*WORK TO BE COMPLETED*.
Restate each of the lines given below, word for word.

### PROVIDED RECORDS ###

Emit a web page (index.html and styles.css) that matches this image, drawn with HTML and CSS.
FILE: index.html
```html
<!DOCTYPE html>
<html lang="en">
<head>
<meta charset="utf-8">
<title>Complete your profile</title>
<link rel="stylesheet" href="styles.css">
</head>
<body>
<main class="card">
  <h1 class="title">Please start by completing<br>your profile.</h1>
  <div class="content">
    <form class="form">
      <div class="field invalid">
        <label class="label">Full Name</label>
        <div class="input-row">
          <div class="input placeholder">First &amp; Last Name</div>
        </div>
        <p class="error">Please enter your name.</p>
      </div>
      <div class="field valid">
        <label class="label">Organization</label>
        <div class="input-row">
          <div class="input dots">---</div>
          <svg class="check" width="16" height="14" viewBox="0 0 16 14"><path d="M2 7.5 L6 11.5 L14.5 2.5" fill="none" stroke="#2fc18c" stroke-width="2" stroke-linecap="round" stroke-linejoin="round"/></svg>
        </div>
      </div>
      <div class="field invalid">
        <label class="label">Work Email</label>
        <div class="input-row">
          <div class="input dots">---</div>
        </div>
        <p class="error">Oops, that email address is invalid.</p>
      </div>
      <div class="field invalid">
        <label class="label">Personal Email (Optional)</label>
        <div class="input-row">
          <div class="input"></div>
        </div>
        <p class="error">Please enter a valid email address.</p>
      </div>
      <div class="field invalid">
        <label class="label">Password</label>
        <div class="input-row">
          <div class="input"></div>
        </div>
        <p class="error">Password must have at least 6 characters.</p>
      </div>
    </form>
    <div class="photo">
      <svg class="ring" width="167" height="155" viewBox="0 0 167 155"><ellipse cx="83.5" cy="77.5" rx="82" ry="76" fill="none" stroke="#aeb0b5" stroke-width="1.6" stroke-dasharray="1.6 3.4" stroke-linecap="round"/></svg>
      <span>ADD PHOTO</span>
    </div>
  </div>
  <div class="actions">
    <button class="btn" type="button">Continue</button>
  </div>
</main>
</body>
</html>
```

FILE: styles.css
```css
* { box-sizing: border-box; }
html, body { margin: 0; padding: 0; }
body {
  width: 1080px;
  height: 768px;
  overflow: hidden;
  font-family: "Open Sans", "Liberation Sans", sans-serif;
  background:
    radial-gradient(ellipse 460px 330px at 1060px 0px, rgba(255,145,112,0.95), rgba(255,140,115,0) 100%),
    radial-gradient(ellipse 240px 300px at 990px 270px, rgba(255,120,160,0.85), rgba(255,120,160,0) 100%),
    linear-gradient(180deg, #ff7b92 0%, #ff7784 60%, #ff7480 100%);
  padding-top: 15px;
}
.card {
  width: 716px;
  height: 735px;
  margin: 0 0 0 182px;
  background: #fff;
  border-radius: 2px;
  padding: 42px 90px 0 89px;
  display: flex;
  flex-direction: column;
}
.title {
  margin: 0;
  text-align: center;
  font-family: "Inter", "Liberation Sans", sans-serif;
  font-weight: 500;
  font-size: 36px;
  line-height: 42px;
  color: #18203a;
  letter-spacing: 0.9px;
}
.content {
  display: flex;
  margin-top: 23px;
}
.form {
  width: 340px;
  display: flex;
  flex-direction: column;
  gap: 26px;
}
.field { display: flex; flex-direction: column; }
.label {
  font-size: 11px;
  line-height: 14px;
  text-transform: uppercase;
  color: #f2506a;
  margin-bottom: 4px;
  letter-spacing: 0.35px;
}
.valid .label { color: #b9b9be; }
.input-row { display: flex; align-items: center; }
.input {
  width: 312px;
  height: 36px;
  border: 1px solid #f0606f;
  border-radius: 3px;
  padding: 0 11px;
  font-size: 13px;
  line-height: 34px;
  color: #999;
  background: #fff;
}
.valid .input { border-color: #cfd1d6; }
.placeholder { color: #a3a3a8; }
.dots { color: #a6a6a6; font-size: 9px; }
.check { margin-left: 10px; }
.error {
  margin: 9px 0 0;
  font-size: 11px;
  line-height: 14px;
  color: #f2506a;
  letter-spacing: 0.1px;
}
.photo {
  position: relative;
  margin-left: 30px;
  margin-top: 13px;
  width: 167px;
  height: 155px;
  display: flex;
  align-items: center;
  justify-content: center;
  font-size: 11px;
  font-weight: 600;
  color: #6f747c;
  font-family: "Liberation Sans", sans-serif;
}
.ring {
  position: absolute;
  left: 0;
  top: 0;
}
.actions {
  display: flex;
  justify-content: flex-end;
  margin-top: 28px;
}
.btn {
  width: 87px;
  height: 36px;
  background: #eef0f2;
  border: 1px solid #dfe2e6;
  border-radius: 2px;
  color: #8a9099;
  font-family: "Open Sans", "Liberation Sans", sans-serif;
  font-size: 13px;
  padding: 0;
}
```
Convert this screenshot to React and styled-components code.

###

*SOLVED EXERCISE*.
Emit a web page (index.html and styles.css) that matches this image, drawn with HTML and CSS.
FILE: index.html
```html
<!DOCTYPE html>
<html lang="en">
<head>
<meta charset="utf-8">
<title>Complete your profile</title>
<link rel="stylesheet" href="styles.css">
</head>
<body>
<main class="card">
  <h1 class="title">Please start by completing<br>your profile.</h1>
  <div class="content">
    <form class="form">
      <div class="field invalid">
        <label class="label">Full Name</label>
        <div class="input-row">
          <div class="input placeholder">First &amp; Last Name</div>
        </div>
        <p class="error">Please enter your name.</p>
      </div>
      <div class="field valid">
        <label class="label">Organization</label>
        <div class="input-row">
          <div class="input dots">---</div>
          <svg class="check" width="16" height="14" viewBox="0 0 16 14"><path d="M2 7.5 L6 11.5 L14.5 2.5" fill="none" stroke="#2fc18c" stroke-width="2" stroke-linecap="round" stroke-linejoin="round"/></svg>
        </div>
      </div>
      <div class="field invalid">
        <label class="label">Work Email</label>
        <div class="input-row">
          <div class="input dots">---</div>
        </div>
        <p class="error">Oops, that email address is invalid.</p>
      </div>
      <div class="field invalid">
        <label class="label">Personal Email (Optional)</label>
        <div class="input-row">
          <div class="input"></div>
        </div>
        <p class="error">Please enter a valid email address.</p>
      </div>
      <div class="field invalid">
        <label class="label">Password</label>
        <div class="input-row">
          <div class="input"></div>
        </div>
        <p class="error">Password must have at least 6 characters.</p>
      </div>
    </form>
    <div class="photo">
      <svg class="ring" width="167" height="155" viewBox="0 0 167 155"><ellipse cx="83.5" cy="77.5" rx="82" ry="76" fill="none" stroke="#aeb0b5" stroke-width="1.6" stroke-dasharray="1.6 3.4" stroke-linecap="round"/></svg>
      <span>ADD PHOTO</span>
    </div>
  </div>
  <div class="actions">
    <button class="btn" type="button">Continue</button>
  </div>
</main>
</body>
</html>
```

FILE: styles.css
```css
* { box-sizing: border-box; }
html, body { margin: 0; padding: 0; }
body {
  width: 1080px;
  height: 768px;
  overflow: hidden;
  font-family: "Open Sans", "Liberation Sans", sans-serif;
  background:
    radial-gradient(ellipse 460px 330px at 1060px 0px, rgba(255,145,112,0.95), rgba(255,140,115,0) 100%),
    radial-gradient(ellipse 240px 300px at 990px 270px, rgba(255,120,160,0.85), rgba(255,120,160,0) 100%),
    linear-gradient(180deg, #ff7b92 0%, #ff7784 60%, #ff7480 100%);
  padding-top: 15px;
}
.card {
  width: 716px;
  height: 735px;
  margin: 0 0 0 182px;
  background: #fff;
  border-radius: 2px;
  padding: 42px 90px 0 89px;
  display: flex;
  flex-direction: column;
}
.title {
  margin: 0;
  text-align: center;
  font-family: "Inter", "Liberation Sans", sans-serif;
  font-weight: 500;
  font-size: 36px;
  line-height: 42px;
  color: #18203a;
  letter-spacing: 0.9px;
}
.content {
  display: flex;
  margin-top: 23px;
}
.form {
  width: 340px;
  display: flex;
  flex-direction: column;
  gap: 26px;
}
.field { display: flex; flex-direction: column; }
.label {
  font-size: 11px;
  line-height: 14px;
  text-transform: uppercase;
  color: #f2506a;
  margin-bottom: 4px;
  letter-spacing: 0.35px;
}
.valid .label { color: #b9b9be; }
.input-row { display: flex; align-items: center; }
.input {
  width: 312px;
  height: 36px;
  border: 1px solid #f0606f;
  border-radius: 3px;
  padding: 0 11px;
  font-size: 13px;
  line-height: 34px;
  color: #999;
  background: #fff;
}
.valid .input { border-color: #cfd1d6; }
.placeholder { color: #a3a3a8; }
.dots { color: #a6a6a6; font-size: 9px; }
.check { margin-left: 10px; }
.error {
  margin: 9px 0 0;
  font-size: 11px;
  line-height: 14px;
  color: #f2506a;
  letter-spacing: 0.1px;
}
.photo {
  position: relative;
  margin-left: 30px;
  margin-top: 13px;
  width: 167px;
  height: 155px;
  display: flex;
  align-items: center;
  justify-content: center;
  font-size: 11px;
  font-weight: 600;
  color: #6f747c;
  font-family: "Liberation Sans", sans-serif;
}
.ring {
  position: absolute;
  left: 0;
  top: 0;
}
.actions {
  display: flex;
  justify-content: flex-end;
  margin-top: 28px;
}
.btn {
  width: 87px;
  height: 36px;
  background: #eef0f2;
  border: 1px solid #dfe2e6;
  border-radius: 2px;
  color: #8a9099;
  font-family: "Open Sans", "Liberation Sans", sans-serif;
  font-size: 13px;
  padding: 0;
}
```
Convert this screenshot to React and styled-components code.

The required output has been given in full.